I should have known better.

“Next time listen to your dogs Robin, they’re just doing their job… protecting you!”

I learned a valuable lesson and it was to listen to my dogs.
They knew first.
Imagine that, me thinking I’m being a disruption to the neighbourhood because my dogs are barking at folks who come near my yard.
The days following the incident weren’t easy. My entire sense of self has been disrupted.
I went through my normal routine: grabbing my Greek yogurt and berries for breakfast. The day after it happened. I sat at the table staring at my blueberries and instead of washing them like I normally do, I just dumped them into my yogurt bowl and started eating.

Possibly fighting for my life really puts things into perspective. Consuming unwashed berries no longer seems so important.

I began thinking about what I was doing before everything happened.

Where was I?. Who was I with? What was I doing? What were the last photos and videos anyone had taken of me?

Funny enough, the weekend prior I was wearing a T-shirt with some ridiculous meme and just enjoying life. I found myself wondering: what if those had been the last pictures anyone had of me?
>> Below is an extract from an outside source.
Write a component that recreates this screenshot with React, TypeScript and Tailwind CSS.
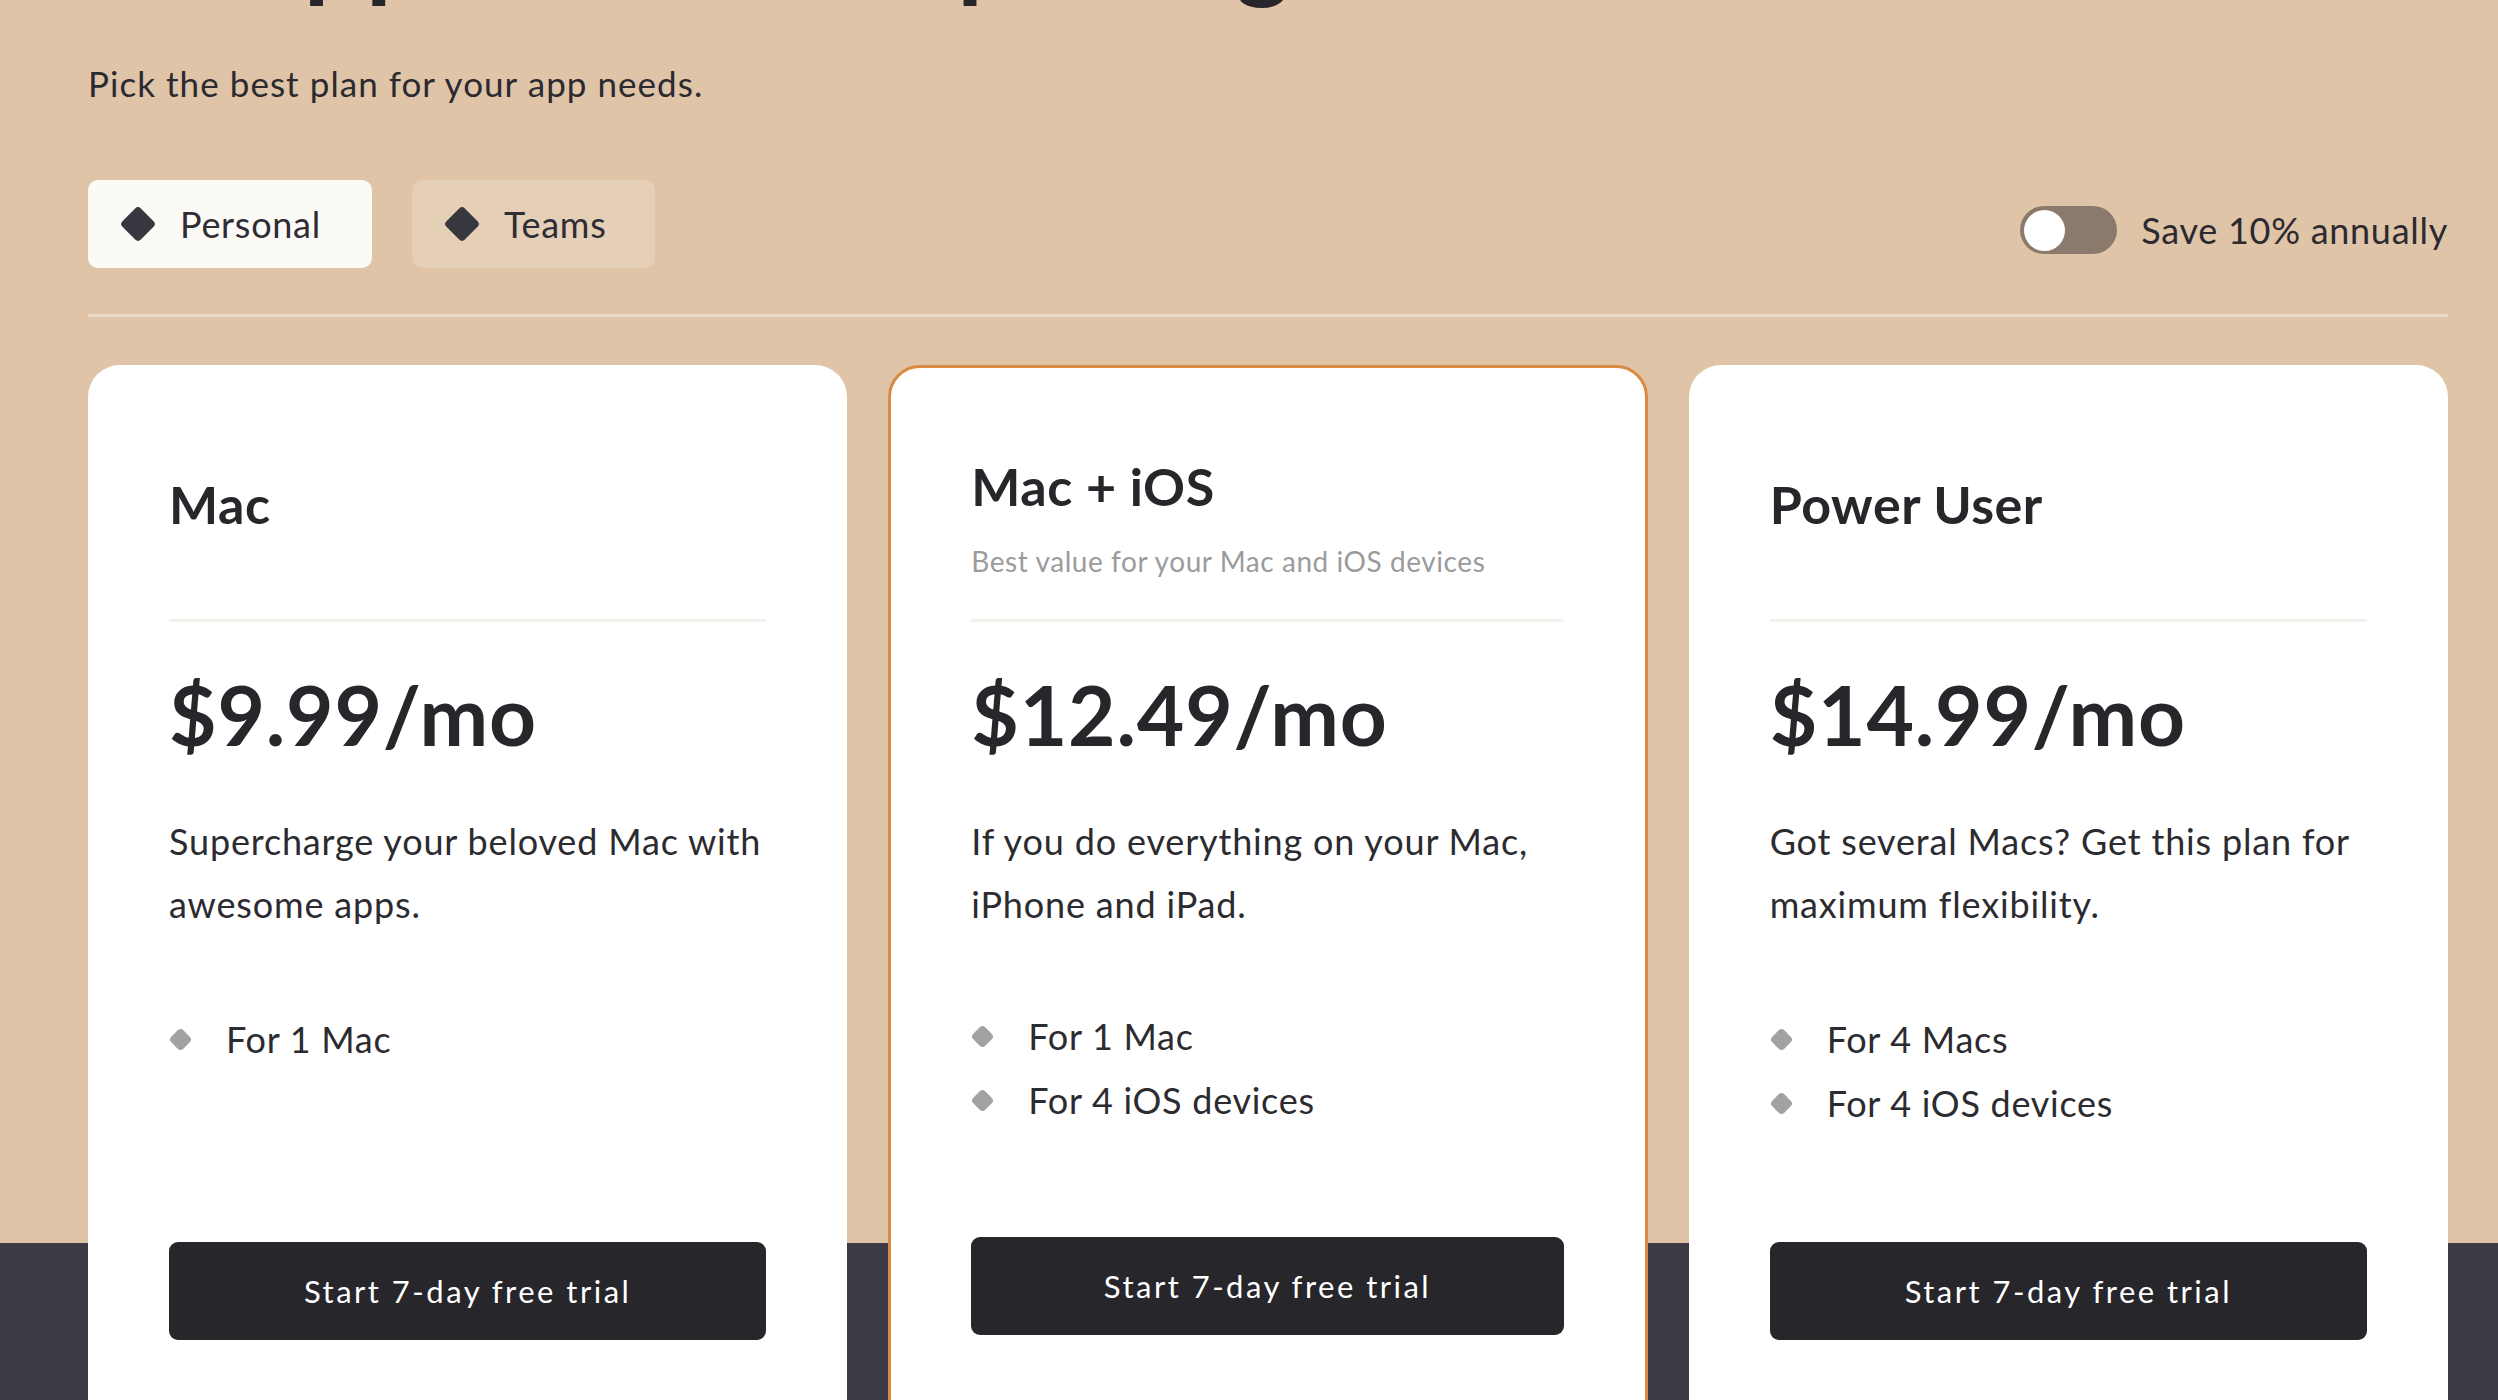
const plans = [
  {
    name: "Mac",
    price: "$9.99/mo",
    desc: ["Supercharge your beloved Mac with", "awesome apps."],
    features: ["For 1 Mac"],
  },
  {
    name: "Mac + iOS",
    note: "Best value for your Mac and iOS devices",
    price: "$12.49/mo",
    desc: ["If you do everything on your Mac,", "iPhone and iPad."],
    features: ["For 1 Mac", "For 4 iOS devices"],
    featured: true,
  },
  {
    name: "Power User",
    price: "$14.99/mo",
    desc: ["Got several Macs? Get this plan for", "maximum flexibility."],
    features: ["For 4 Macs", "For 4 iOS devices"],
  },
];

type Plan = (typeof plans)[number];

const Diamond = ({ className }: { className: string }) => (
  <span className={`block shrink-0 rotate-45 rounded-[4px] ${className}`} />
);

const PlanCard = ({ plan }: { plan: Plan }) => {
  return (
    <div
      className={`flex flex-col rounded-[32px] bg-white pb-24 ${
        plan.featured ? "border-[3px] border-[#d98b41] pl-[80px] pr-[81px]" : "px-[81px] pt-[3px]"
      }`}
    >
      <div
        className={`flex h-[254px] flex-col border-b-[3px] border-[#f4f0eb] ${
          plan.featured ? "pt-[88px]" : "pt-[106px]"
        }`}
      >
        <h2 className="text-[52px] font-bold leading-[60px] tracking-[0.01em] text-[#27272b]">
          {plan.name}
        </h2>
        {plan.note && (
          <p className="mt-[25px] text-[28px] leading-[40px] tracking-[0.02em] text-[#9b9b9d]">
            {plan.note}
          </p>
        )}
      </div>
      <div className="mt-[44px] text-[82px] font-bold leading-[96px] tracking-[0.01em] text-[#27272b]">
        {plan.price}
      </div>
      <p className="mt-[48px] text-[36px] leading-[63px] tracking-[0.023em] text-[#2b2b30]">
        {plan.desc.map((line) => (
          <span key={line} className="block">
            {line}
          </span>
        ))}
      </p>
      <ul
        className={`flex flex-col ${
          plan.featured ? "mt-[68px] h-[233px]" : "mt-[71px] h-[235px]"
        }`}
      >
        {plan.features.map((f) => (
          <li key={f} className="flex h-[64px] items-center gap-[37px]">
            <Diamond className="ml-[3px] h-[17px] w-[17px] bg-[#a2a2a4]" />
            <span className="text-[36px] tracking-[0.02em] text-[#2b2b30]">{f}</span>
          </li>
        ))}
      </ul>
      <button className="h-[98px] rounded-[9px] bg-[#26262b] text-[31px] tracking-[0.08em] text-white">
        Start 7-day free trial
      </button>
    </div>
  );
};

export default function App() {
  return (
    <div className="min-h-[1400px] overflow-hidden bg-[linear-gradient(to_bottom,#dfc4a8_1243px,#3c3b46_1243px)] font-[Lato,sans-serif] text-[#2b2a30]">
      <div className="ml-[88px] w-[2360px]">
        <h1 className="-mt-[103px] whitespace-nowrap text-[104px] font-bold leading-[104px] tracking-[0.03em] text-[#26262b]">
          Setapp all-in-one pricing
        </h1>
        <p className="mt-[58px] text-[35px] leading-[48px] tracking-[0.03em]">
          Pick the best plan for your app needs.
        </p>

        <div className="mt-[73px] flex items-center justify-between">
          <div className="flex gap-[40px]">
            <button className="flex h-[88px] items-center gap-[29px] rounded-[10px] bg-[#fcfaf7] pl-[37px] pr-[51px]">
              <Diamond className="h-[26px] w-[26px] bg-[#38373f]" />
              <span className="text-[36px] tracking-[0.02em] text-[#2e2d33]">Personal</span>
            </button>
            <button className="flex h-[88px] items-center gap-[29px] rounded-[10px] bg-[#e5cfb7] pl-[37px] pr-[49px]">
              <Diamond className="h-[26px] w-[26px] bg-[#38373f]" />
              <span className="text-[36px] tracking-[0.02em] text-[#2e2d33]">Teams</span>
            </button>
          </div>
          <div className="mt-[12px] flex items-center gap-[24px]">
            <div className="flex h-[48px] w-[97px] items-center rounded-full bg-[#8b7a6b] px-[4px]">
              <span className="h-[41px] w-[41px] rounded-full bg-white" />
            </div>
            <span className="text-[36px] tracking-[0.02em] text-[#2b2a30]">
              Save 10% annually
            </span>
          </div>
        </div>

        <div className="mt-[46px] h-[3px] bg-[#ebdbc9]" />

        <div className="mt-[48px] grid grid-cols-3 gap-[41px]">
          {plans.map((p) => (
            <PlanCard key={p.name} plan={p} />
          ))}
        </div>
      </div>
    </div>
  );
}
Robin Cote wearing a T-shirt with a funny meme. It had been her latest photograph taken a short time before the incident with the stranger. (photo taken by @mor.mugz and supplied by Robin Cote)

Somewhere between the Facebook messages and phone calls, the humour started showing up.
I found myself joking, “Well, at least you all know who’s holding the axe during the zombie apocalypse.”

When things get serious, Indigenous humour and trauma responses clock in immediately.

My brother sent me a message saying, “My sister is the toughest man I know.”

Being a First Nations woman and a military veteran, I suppose that statement holds some weight.

People often celebrate strength without talking about what it costs to carry it.

Somewhere along the way, many Indigenous women learn to become protectors, not because we necessarily want to, but because life teaches us early on that we have to be.

We defend our safety. We defend our children. We defend our honour. We defend our ceremonies. We defend our work ethic. We defend our voices, our experiences, and sometimes even our right to take up space.

We become strong because strength becomes necessary. But it can be exhausting.
Standing on that sidewalk that morning, I remember thinking , “I’m going to have to fight for my life.”
What shook me most was realizing how quickly I accepted it.
In that split second, I understood something very clearly: nobody, in that moment, was coming to save me.
I wonder how many women, especially Indigenous women, understand that feeling long before they should have to.
The situation had me reflecting on my life, and who gets to feel safe? I realized how quickly safety can disappear, and how many women already live preparing for that possibility.
I might make light of the situation or joke about it now but it’s just a trauma response.

I kept asking myself, why me? Why this?

The only answer I could come up with was maybe because I have a voice.
Maybe because conversations around community safety need to happen.
Maybe because Indigenous women deserve more than survival; we deserve to feel safe too.
May is recognized as Missing and Murdered Indigenous Women, Girls and Two-Spirit Awareness Month and June is Indigenous History Month.
Robin Cote is a freelance writer and a EFN Media columnist.